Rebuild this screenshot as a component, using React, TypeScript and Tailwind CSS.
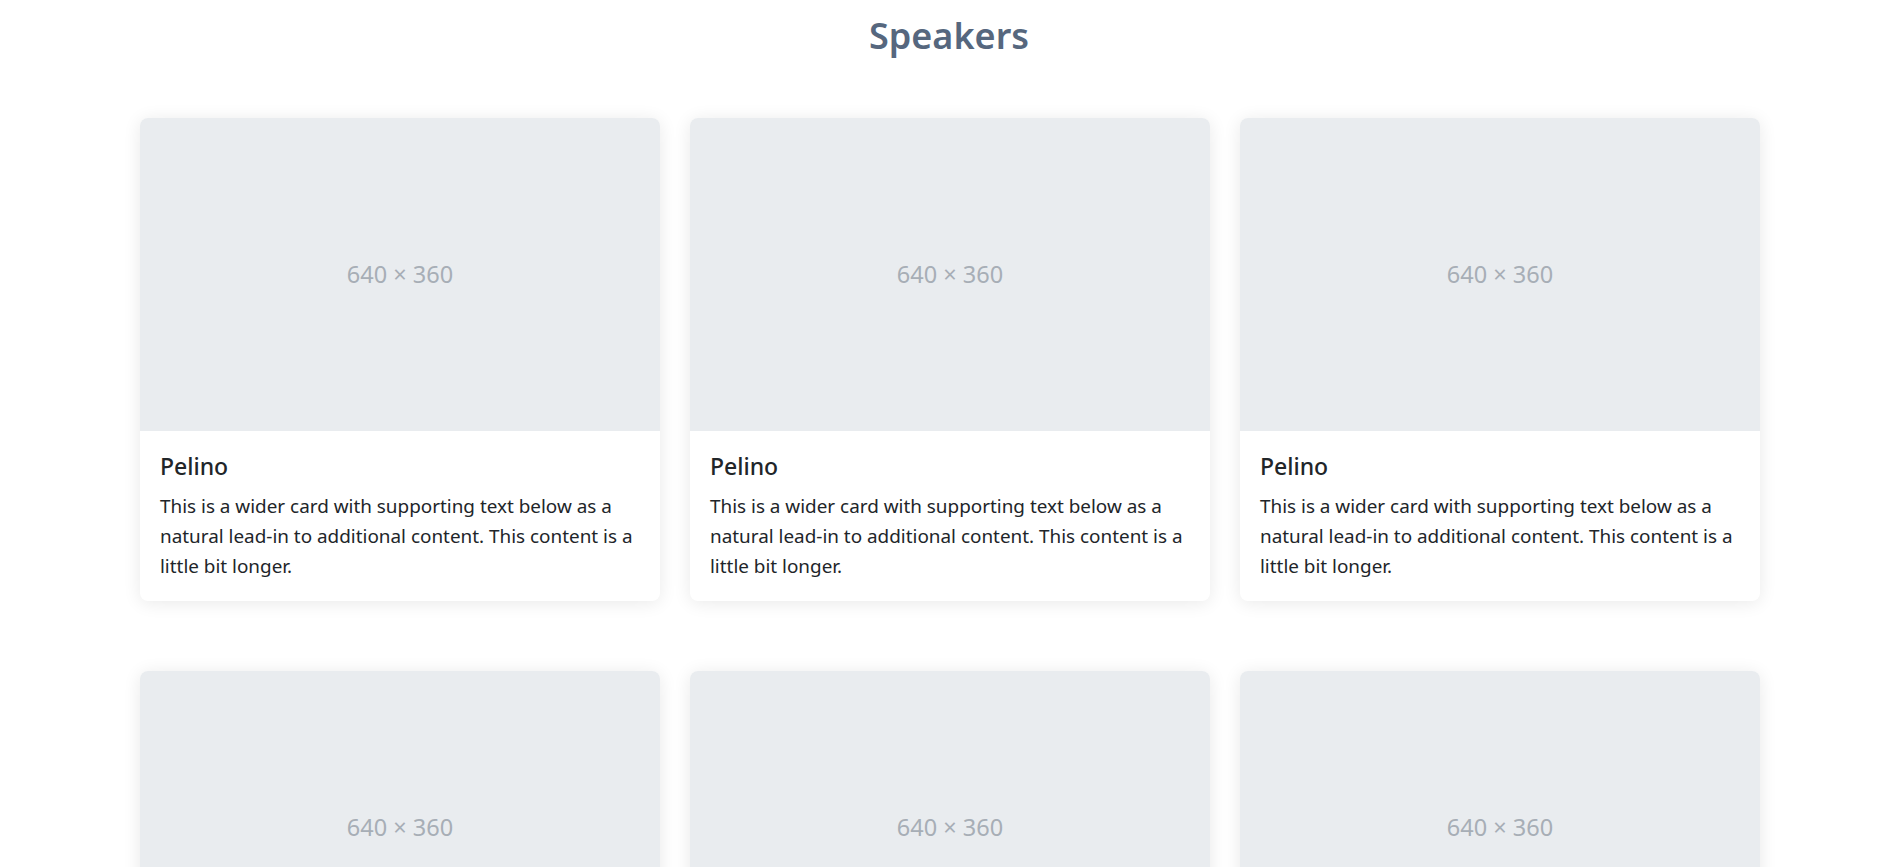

* * *

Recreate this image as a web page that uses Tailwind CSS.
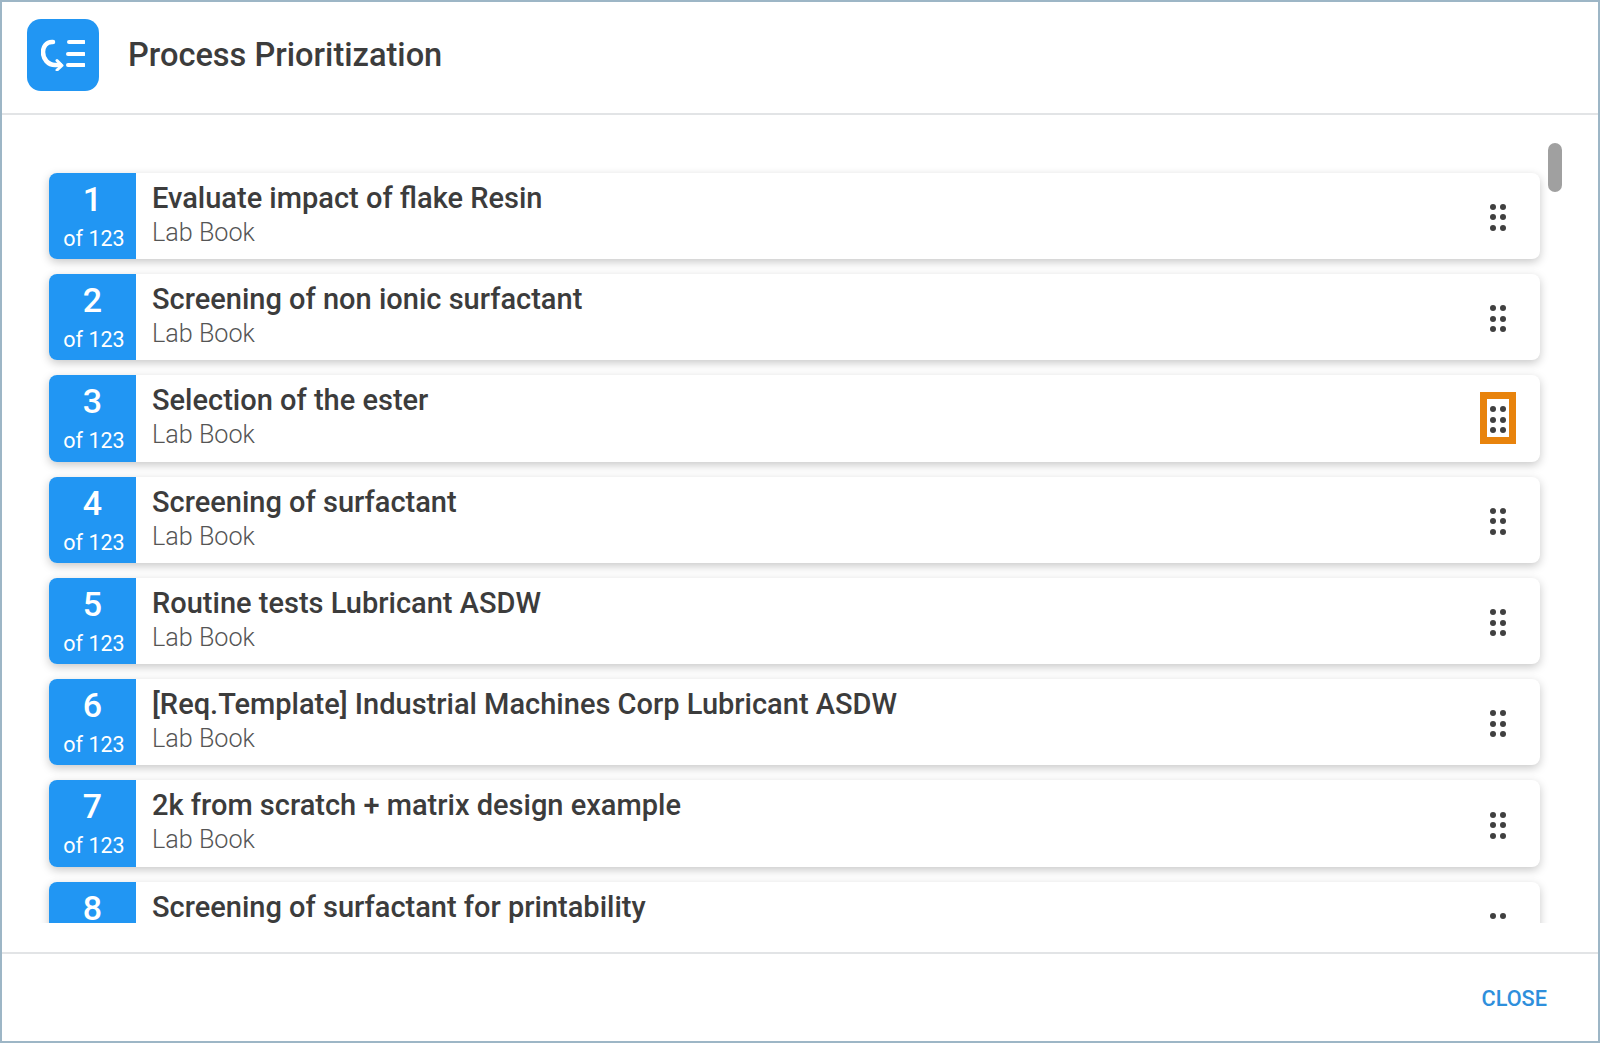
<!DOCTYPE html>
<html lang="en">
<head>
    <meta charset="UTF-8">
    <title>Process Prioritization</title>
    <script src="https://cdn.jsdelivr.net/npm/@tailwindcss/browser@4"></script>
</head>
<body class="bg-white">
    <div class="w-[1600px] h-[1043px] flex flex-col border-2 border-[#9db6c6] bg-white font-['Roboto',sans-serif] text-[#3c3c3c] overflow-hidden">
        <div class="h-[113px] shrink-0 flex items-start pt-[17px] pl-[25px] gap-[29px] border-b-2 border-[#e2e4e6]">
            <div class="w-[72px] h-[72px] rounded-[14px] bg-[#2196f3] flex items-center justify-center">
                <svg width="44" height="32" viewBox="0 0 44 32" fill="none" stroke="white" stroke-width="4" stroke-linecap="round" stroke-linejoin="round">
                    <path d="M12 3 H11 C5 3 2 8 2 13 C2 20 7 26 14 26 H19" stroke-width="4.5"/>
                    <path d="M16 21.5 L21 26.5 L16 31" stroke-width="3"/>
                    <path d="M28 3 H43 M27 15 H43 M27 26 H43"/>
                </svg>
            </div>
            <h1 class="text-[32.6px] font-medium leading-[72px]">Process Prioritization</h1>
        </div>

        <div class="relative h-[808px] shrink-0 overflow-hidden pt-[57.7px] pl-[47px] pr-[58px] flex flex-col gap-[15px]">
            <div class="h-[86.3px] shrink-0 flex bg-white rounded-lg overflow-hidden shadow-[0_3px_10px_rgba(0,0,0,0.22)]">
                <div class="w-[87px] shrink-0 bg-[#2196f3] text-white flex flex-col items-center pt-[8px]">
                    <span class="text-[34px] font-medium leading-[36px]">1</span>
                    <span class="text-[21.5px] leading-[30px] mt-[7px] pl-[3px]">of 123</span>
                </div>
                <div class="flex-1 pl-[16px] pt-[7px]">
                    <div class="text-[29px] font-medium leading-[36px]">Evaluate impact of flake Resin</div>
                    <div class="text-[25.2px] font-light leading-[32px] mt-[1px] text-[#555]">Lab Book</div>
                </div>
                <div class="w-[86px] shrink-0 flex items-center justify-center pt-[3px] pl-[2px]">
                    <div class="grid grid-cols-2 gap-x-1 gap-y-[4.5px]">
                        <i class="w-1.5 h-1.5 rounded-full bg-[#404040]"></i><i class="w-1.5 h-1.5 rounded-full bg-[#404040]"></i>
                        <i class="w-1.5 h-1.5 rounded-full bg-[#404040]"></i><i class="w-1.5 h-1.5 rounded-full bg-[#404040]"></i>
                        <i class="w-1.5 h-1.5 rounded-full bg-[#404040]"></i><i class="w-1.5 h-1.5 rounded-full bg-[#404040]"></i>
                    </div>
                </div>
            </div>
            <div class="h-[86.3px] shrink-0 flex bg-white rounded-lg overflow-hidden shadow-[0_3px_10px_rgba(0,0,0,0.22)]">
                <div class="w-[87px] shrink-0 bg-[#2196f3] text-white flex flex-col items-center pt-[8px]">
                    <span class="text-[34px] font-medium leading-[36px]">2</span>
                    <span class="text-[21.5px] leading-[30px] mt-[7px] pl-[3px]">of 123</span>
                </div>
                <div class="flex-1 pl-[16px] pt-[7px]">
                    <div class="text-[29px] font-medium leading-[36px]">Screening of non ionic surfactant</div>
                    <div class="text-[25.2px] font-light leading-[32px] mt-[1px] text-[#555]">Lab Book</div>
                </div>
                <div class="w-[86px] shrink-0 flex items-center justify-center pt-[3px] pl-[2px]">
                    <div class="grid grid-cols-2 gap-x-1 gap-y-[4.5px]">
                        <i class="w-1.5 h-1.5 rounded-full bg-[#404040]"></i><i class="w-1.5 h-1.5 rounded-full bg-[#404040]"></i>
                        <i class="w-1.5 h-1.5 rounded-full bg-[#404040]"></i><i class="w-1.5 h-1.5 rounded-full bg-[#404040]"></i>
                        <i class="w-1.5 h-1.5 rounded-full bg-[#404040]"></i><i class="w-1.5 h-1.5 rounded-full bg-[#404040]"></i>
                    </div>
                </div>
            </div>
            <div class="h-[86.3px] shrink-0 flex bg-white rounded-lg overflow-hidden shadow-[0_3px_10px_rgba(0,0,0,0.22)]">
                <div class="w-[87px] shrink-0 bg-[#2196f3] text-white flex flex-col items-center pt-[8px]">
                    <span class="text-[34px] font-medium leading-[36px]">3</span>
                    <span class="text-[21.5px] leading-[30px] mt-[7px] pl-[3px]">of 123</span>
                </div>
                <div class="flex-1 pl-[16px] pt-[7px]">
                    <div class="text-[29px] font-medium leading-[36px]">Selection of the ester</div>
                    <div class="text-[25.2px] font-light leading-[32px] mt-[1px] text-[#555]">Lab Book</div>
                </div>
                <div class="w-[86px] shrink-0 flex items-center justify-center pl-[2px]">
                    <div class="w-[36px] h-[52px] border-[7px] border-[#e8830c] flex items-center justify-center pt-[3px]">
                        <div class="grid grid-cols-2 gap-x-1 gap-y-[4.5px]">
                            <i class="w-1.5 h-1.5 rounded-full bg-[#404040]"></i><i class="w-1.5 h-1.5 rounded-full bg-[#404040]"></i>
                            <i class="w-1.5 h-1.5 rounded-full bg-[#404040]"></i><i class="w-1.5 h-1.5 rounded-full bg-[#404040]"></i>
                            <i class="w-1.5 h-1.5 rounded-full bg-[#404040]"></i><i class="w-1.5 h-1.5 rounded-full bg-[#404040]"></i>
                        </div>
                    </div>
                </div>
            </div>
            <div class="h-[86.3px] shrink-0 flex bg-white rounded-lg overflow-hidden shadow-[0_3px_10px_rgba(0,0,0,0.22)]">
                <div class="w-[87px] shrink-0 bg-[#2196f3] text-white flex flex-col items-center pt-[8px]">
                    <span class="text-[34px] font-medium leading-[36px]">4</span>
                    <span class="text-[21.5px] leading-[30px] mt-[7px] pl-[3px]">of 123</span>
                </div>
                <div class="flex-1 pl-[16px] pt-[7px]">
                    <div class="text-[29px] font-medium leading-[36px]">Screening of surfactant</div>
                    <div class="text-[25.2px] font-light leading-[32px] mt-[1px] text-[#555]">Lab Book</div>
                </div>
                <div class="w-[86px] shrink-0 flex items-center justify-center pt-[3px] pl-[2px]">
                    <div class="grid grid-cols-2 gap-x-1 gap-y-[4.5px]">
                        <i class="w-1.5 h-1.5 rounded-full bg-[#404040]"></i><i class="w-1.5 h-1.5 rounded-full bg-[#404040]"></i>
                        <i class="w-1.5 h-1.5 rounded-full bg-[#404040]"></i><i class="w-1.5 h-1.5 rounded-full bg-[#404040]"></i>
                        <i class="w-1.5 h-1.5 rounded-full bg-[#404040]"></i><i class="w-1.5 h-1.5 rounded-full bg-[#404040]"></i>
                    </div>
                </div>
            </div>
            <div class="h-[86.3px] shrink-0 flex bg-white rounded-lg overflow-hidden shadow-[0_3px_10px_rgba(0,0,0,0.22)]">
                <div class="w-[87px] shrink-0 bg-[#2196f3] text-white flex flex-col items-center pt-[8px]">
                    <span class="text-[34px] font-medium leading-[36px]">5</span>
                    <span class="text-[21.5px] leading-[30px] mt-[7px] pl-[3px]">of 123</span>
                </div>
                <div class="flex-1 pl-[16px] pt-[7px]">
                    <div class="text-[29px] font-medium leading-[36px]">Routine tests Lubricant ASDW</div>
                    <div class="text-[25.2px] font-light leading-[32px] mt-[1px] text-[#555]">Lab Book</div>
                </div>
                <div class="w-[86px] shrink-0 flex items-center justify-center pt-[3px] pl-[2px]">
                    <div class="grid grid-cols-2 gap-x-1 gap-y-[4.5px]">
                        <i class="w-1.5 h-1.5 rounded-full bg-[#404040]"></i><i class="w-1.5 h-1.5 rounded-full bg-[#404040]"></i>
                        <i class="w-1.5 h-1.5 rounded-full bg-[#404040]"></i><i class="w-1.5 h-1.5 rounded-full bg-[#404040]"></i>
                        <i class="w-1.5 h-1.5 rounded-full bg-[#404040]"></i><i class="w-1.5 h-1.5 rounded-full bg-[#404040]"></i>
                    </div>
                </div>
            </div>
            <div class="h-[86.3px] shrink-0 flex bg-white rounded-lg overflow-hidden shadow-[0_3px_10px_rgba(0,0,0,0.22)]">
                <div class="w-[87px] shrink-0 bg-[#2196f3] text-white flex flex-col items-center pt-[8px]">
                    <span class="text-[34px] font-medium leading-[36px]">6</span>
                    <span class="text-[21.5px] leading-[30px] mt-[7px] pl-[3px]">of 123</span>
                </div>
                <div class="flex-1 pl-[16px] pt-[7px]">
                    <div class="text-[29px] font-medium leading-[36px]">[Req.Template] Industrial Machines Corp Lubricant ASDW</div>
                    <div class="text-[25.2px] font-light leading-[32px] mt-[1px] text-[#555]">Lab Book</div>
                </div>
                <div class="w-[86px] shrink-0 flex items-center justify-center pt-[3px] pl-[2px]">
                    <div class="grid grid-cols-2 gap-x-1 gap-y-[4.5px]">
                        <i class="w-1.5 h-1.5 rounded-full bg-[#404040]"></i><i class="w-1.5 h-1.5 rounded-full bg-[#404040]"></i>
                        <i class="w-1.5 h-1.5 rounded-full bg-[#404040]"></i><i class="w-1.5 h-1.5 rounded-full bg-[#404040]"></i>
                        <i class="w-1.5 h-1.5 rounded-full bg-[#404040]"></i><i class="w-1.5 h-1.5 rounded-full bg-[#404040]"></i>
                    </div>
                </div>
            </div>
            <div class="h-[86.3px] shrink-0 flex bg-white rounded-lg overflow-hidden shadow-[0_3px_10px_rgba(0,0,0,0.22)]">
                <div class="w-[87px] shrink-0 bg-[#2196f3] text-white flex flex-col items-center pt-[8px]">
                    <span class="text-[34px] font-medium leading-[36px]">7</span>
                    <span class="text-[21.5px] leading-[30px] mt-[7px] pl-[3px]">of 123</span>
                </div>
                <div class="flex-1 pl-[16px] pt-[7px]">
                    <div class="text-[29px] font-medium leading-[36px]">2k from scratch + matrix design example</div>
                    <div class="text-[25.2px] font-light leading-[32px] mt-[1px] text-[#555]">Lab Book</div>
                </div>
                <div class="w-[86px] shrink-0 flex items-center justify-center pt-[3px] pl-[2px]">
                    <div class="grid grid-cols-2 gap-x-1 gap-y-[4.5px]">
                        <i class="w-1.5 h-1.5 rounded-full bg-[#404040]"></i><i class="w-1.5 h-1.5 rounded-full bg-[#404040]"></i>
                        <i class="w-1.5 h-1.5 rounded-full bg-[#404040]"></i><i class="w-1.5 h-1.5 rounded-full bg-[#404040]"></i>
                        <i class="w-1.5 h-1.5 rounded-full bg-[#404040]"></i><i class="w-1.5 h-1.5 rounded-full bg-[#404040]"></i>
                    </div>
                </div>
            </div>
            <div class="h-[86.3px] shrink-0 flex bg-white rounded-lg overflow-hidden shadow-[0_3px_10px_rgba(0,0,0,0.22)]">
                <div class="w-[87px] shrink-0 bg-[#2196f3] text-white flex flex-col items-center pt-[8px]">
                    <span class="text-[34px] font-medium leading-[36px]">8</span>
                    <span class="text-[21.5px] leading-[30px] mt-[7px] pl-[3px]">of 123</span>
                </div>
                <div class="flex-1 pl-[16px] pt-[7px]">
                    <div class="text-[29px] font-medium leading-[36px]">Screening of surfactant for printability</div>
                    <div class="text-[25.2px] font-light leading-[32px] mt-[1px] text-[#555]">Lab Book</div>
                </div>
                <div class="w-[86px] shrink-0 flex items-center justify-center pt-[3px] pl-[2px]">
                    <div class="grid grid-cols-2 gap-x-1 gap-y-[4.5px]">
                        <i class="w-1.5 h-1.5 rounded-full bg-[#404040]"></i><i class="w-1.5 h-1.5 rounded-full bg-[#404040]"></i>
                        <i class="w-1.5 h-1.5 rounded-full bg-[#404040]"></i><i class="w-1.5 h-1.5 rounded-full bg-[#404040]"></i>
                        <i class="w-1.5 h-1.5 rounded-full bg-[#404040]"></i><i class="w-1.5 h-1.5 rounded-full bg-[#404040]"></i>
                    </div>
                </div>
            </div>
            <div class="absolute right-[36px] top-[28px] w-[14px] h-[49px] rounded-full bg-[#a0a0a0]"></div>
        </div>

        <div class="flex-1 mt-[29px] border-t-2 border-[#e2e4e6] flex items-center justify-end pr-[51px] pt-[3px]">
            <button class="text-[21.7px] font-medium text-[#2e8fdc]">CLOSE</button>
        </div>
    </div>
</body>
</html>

■ Task directions: Identify and copy lines that hold the string "this".

■ Task answer:
Rebuild this screenshot as a component, using React, TypeScript and Tailwind CSS.
Recreate this image as a web page that uses Tailwind CSS.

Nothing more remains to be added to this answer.